Parade.com spoke to Menzies about the unexpected reunion of the three characters, which was played out before King Louis XV (Lionel Lingelser), so there was a lot of subtext, but the message came across.
“I think Jack feels a very unusual connection to both of them through what they went through in that cell,” Menzies tells Parade.com. “I was keen for him to be less confident in the second season, so we see the fallout from the injury he sustained, and the fact that he’s out of his comfort zone. He’s in another country; in a country that Britain is at war with. He’s not in control. So, yeah, he’s less robust, a less confident man in the second season.”
This week on the Best Laid Schemes episode of Outlander, Jamie and Claire use Claire’s medical knowledge to devise a scheme to stop a wine deal which could fill the Prince’s war chest. Then, when Claire learns Jamie has gone back on his word, the couple are met with dire consequences that will forever change their lives.
But before tuning in, read the rest of the interview with Menzies, in which he talks about filming the brutal scenes with Jamie in the prison, whether or not he thinks Black Jack is a sadist, his approach to his dual role, his favorite episode from Season 1, and more.
Let’s go back to the end of Season 1. Those scenes with Jamie and Black Jack in the prison were so brutal and so hard to watch. What was it like for you to have to film something like that?
Intense. You had to go there a bit, but I feel like we got to a really good place with the material. I was really happy with it in terms of its psychological aspect, that it was an investigation – one man investigating another man, sort of morally, spiritually, psychologically, rather than just physical and sexual violence, so I was keen to make it more epic in a way.

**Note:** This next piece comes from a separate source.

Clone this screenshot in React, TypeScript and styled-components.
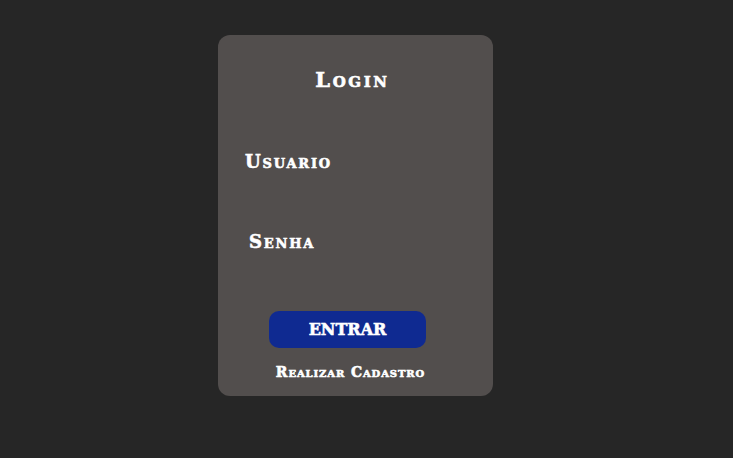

But they were intense days in the studio in that one room, and you could feel it accumulating with the crew; we’re all in there together. It’s sensitive stuff to do and to get the tone of it right. We were all keen to do it justice and get somewhere that felt genuinely brave in terms of it being uncomfortable to watch, but also having gritty coming from character and having a moral dimension, I suppose.
Do you see Jack as being a sadistic man? Or do you think it’s the times and he’s just doing what he does because he can?

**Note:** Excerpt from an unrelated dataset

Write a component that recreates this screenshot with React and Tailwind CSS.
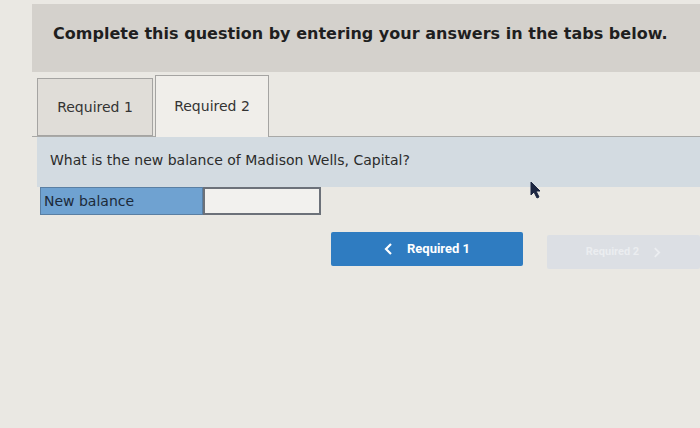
export default function App() {
  return (
    <div className="relative w-[700px] h-[428px] overflow-hidden bg-[#eae8e3]" style={{ fontFamily: '"DejaVu Sans", Verdana, sans-serif' }}>
      <div className="pt-[4px] pl-[32px]">
        <div className="h-[68px] bg-[#d4d1cc] pl-[21px] pt-[18px]">
          <h1 className="text-[16px] font-bold text-[#1f1f1f] tracking-[0.02px]">Complete this question by entering your answers in the tabs below.</h1>
        </div>
        <div className="flex items-end mt-[3px] pl-[5px] border-b border-[#a9a9a7]">
          <div className="w-[116px] h-[58px] bg-[#e0ddd8] border border-[#a5a4a2] flex items-center justify-center text-[14px] text-[#333]">Required 1</div>
          <div className="w-[114px] h-[62px] bg-[#f0eeea] border border-[#a5a4a2] border-b-0 flex items-center justify-center text-[14px] text-[#333] ml-[2px] -mb-px">Required 2</div>
        </div>
        <div className="ml-[5px] h-[50px] bg-[#d3dbe1] pl-[13px] pt-[13px] text-[14px] text-[#2b2b2b]">What is the new balance of Madison Wells, Capital?</div>
        <div className="flex ml-[8px] h-[28px]">
          <div className="w-[163px] bg-[#6fa2d1] border border-[#5a7fa3] pl-[3px] text-[14px] text-[#1c2a3a] flex items-center">New balance</div>
          <div className="w-[118px] bg-[#f2f1ee] border-2 border-[#6c7179]"></div>
        </div>
        <div className="flex mt-[17px] ml-[299px] gap-[24px]">
          <button className="w-[192px] shrink-0 h-[34px] bg-[#2f7cc1] rounded-[2px] flex items-center justify-center gap-[14px] text-white text-[13px] font-bold" style={{ fontFamily: 'Roboto, "DejaVu Sans", sans-serif' }}>
            <svg width="9" height="12" viewBox="0 0 9 12"><path d="M7 1 L2 6 L7 11" fill="none" stroke="white" strokeWidth="2.2" /></svg>
            <span>Required 1</span>
          </button>
          <button className="w-[153px] shrink-0 h-[34px] mt-[3px] bg-[#dcdfe4] rounded-[2px] flex items-center justify-center gap-[14px] text-[#ebedf0] text-[11px] font-bold" style={{ fontFamily: 'Roboto, "DejaVu Sans", sans-serif' }}>
            <span>Required 2</span>
            <svg width="8" height="11" viewBox="0 0 9 12"><path d="M2 1 L7 6 L2 11" fill="none" stroke="#eceef1" strokeWidth="2" /></svg>
          </button>
        </div>
      </div>
      <svg className="absolute left-[530px] top-[181px]" width="12" height="18" viewBox="0 0 12 18">
        <path d="M1 1 L1 14 L4 11 L7 17 L9 16 L6 10 L10 10 Z" fill="#1b2540" stroke="#1b2540" strokeWidth="1" strokeLinejoin="round" />
      </svg>
    </div>
  );
}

I definitely approached it as an investigation of sadism. I think that’s what he is. It all comes back to [the fact that] he’s a product of his experiences and a product of war. I think that’s true to both of the characters I play, actually. Frank is a product of the second World War and Jack is a product of the Jacobite Rebellion or Rechabite insurgency, really.
I was less interested in it being a story of his infatuation with Jamie. I think that’s in there somewhere, but it’s not in a conventional sense. I wasn’t interested in it being about homosexuality. Even though somehow he expresses himself in those ways, it wasn’t what it was about. It was about sadism and about being interested in people, in the extent of Jamie’s resistance, I suppose. His resilience.
You’re playing a dual role. Do you take a different approach for each character?
Yes. I think broadly speaking, Frank is a lot closer to me, and Jack is more of a stretch. I didn’t overtly go for a different kind of physicality necessarily. I think the clothes that Jack has naturally makes him hold himself differently. Frank is obviously more modern, so there’s something more modern about that physicality, but I think the story does a lot for you — what they’ve been through and who they are is very different.
What was surprising was that Frank is a historian, but when Claire returns, he burns her clothes instead of sending them to his historian friend, who would kill to have them. Why do you think that is?
I think it’s symbolic, isn’t it? He really needs Claire to leave the past behind. He sent it to the friend, the friend has investigated it. They have that information. I guess it’s Frank putting his life before his work.
Do you have a favorite moment from Season 1?
My favorite stuff in Season 1 is the Garrison stuff, where he interrogates Claire, and they have that long chamber piece, where it’s just the two of them. The variation let’s you see what an unusual person Jack is. I really like what comes up when he starts drawing her, and you’re, “Who the hell is this guy?”
Because of things Black Jack has done, when you meet Outlander fans, do they go, “Oh no!” or do they say, “We love Frank.”
There’s a bit of that. There’s some that like Jack and some that hate Jack, and with Frank too, really. I’m always surprised that people have such strong dislike for Frank sometimes, but I do buzz in and out of Twitter. That’s, obviously, the main forum for which you get that, but it’s all coming from a good place. It’s from passion for the show and the story.
Outlander airs Saturday at 9 p.m. ET/PT on STARZ.